Similar to shear viscosity and thermal conductivity, molecular attraction is important for bulk viscosity. However, the bulk viscosity is predicted more accurately by the Enskog formula (2.32) with a state-dependent diameter (2.7), i.e. the softened Enskog prediction, as shown in figures 2(e) and 2(f). Consequently, the Enskog prediction of shear viscosity and thermal conductivity is in better agreement with the experimental data at large densities if we use this corrected bulk viscosity in (2.33), replacing the original hard-sphere bulk viscosity $\mu _B^{hs}$ (see figures 2a,b,c,d).
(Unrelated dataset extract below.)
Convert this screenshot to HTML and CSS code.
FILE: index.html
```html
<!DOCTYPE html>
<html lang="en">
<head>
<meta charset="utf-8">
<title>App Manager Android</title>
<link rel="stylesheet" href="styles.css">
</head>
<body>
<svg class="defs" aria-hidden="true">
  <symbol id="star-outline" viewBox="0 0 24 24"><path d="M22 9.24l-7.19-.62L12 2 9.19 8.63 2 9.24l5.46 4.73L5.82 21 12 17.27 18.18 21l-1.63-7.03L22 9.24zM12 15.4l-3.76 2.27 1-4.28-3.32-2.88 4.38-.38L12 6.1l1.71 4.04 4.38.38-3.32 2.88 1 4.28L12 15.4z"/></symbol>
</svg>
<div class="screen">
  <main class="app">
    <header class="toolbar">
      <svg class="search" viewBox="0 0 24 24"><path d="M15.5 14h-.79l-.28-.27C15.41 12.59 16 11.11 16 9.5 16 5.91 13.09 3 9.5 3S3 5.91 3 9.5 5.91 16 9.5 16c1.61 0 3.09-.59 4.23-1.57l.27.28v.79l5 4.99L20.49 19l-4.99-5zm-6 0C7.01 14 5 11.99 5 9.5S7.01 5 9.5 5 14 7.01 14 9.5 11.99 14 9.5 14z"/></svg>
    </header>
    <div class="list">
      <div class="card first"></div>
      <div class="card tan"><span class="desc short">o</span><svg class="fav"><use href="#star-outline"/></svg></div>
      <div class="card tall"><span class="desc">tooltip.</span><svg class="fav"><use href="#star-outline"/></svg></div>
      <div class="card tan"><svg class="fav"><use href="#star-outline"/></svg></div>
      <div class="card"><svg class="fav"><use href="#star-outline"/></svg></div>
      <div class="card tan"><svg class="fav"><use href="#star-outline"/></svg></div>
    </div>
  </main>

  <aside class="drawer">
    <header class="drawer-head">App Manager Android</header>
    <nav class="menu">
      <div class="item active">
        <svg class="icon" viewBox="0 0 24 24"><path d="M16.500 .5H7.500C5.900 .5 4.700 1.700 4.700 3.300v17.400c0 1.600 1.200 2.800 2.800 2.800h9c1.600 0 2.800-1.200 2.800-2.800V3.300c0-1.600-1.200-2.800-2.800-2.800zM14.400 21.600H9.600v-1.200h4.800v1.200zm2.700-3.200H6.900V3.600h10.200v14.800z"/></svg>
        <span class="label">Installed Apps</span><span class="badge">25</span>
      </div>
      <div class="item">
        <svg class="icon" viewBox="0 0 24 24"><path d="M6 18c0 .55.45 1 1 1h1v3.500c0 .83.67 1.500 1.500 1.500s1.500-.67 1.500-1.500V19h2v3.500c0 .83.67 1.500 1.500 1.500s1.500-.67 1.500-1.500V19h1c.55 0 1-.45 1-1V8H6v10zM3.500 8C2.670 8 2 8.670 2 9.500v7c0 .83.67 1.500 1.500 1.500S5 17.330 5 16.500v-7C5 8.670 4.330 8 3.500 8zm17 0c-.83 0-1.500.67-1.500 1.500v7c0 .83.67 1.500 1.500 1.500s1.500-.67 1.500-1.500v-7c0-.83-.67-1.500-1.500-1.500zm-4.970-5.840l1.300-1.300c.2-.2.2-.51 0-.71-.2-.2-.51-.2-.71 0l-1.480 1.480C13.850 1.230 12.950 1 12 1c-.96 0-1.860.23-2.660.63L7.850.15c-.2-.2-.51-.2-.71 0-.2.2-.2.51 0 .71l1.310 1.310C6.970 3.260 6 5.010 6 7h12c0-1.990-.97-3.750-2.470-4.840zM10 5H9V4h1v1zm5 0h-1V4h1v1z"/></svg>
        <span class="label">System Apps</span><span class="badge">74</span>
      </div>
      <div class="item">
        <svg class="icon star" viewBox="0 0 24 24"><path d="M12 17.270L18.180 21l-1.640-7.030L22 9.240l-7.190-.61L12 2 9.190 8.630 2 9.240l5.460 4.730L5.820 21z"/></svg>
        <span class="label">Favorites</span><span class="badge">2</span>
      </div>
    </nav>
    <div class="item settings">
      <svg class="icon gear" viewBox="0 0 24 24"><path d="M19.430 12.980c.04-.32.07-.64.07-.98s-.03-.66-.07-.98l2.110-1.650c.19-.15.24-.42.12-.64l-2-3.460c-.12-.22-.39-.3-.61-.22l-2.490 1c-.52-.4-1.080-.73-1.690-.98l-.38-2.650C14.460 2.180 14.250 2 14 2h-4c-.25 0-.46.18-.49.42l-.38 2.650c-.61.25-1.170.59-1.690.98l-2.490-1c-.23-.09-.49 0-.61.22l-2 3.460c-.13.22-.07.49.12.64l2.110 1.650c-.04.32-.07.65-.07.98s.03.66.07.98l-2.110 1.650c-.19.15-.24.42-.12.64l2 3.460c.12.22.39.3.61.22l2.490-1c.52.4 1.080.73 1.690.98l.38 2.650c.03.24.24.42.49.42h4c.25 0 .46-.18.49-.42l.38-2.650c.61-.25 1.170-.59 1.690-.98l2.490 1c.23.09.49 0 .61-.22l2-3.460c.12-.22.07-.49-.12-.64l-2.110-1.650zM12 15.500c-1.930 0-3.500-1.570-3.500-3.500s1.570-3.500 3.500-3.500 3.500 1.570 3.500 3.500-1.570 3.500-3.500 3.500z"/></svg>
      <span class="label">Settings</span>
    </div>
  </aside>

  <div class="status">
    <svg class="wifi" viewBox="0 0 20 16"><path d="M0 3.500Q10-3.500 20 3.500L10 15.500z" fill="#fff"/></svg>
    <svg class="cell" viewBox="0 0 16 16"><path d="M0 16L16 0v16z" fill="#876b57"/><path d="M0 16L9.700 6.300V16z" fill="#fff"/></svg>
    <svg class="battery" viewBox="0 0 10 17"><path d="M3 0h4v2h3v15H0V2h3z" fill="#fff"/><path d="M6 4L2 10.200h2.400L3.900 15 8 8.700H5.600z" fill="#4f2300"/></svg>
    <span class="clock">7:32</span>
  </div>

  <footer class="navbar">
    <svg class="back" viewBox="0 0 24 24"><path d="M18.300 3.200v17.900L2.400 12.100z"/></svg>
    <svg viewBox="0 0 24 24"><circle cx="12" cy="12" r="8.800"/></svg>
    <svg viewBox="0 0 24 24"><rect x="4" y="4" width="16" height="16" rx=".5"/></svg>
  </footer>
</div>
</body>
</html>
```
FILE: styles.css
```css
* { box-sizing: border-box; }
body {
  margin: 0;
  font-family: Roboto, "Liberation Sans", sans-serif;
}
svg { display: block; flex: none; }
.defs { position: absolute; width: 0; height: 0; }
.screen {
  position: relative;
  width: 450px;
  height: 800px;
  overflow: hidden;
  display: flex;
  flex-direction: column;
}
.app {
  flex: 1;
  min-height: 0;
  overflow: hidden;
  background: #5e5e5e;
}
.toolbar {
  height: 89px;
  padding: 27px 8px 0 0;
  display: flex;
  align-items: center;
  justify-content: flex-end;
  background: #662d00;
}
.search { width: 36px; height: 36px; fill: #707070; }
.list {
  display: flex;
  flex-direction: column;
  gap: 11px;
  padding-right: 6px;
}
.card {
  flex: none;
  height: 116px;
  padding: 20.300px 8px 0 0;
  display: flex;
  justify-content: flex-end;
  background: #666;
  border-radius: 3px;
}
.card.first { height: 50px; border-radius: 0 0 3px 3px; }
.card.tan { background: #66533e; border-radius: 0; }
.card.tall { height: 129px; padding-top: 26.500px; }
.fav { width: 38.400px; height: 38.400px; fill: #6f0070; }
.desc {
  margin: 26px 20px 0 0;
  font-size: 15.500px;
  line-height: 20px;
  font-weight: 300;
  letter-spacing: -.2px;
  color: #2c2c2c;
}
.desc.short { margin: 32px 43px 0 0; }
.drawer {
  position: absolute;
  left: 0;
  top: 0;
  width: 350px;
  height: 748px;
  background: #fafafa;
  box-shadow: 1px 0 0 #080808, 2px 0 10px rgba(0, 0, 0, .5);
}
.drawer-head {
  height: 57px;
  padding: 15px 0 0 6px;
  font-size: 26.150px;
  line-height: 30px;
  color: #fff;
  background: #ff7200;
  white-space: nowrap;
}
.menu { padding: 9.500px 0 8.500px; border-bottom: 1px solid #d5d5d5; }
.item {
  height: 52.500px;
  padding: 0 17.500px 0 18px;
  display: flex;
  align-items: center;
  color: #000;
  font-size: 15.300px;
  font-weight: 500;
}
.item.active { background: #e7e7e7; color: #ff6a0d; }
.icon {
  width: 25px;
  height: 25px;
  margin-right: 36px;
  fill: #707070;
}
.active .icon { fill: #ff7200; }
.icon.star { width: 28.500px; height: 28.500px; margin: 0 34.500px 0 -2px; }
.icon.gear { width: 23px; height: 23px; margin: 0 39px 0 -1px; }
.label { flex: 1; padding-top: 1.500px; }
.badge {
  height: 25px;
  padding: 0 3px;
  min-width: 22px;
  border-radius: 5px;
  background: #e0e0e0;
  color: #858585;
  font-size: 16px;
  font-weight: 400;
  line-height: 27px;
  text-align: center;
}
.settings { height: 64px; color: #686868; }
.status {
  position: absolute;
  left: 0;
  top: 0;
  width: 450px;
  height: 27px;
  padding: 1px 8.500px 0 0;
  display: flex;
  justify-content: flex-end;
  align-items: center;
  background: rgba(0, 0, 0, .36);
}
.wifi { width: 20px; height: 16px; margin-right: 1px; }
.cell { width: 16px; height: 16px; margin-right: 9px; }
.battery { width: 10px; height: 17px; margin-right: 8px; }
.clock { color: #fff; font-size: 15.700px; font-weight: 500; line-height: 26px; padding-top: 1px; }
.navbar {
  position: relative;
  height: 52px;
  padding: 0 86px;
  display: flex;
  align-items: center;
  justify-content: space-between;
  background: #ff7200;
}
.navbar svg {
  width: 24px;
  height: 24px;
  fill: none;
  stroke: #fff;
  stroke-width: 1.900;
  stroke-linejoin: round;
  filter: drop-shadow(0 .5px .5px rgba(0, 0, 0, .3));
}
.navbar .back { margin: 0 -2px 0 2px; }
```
So the overestimation of bulk viscosity from the Enskog theory leads to the overestimation of shear viscosity and thermal conductivity (see figures 2a,b,c,d) at large densities.

To evaluate the effect of viscosity models on gas dynamics, a Poiseuille-type flow is investigated with the bottom and top wall temperatures $T_c=173$ K and $T_h=373$ K, respectively, the averaged density $\rho _{avg}=150\ \textrm {kg}\ \textrm {m}^{-3}$, the channel width $H=15$ nm, and the external force $F_{ext}=0.0003\ \textrm {kcal}\ \textrm {mol}^{-1}\ \textrm {\AA }^{-1}$. The profiles of gas density, viscosity and velocity distributions are shown in figure 3. Although the density distribution is barely changed, the molecular attraction affects the velocity and viscosity profiles obviously.

Figure 3. The effect of viscosity models on (a) density and viscosity, and (b) velocity profiles, where ‘viscosity without attraction’ refers to the hard-sphere model (2.8), and ‘viscosity with attraction’ refers to the Chung model (2.25).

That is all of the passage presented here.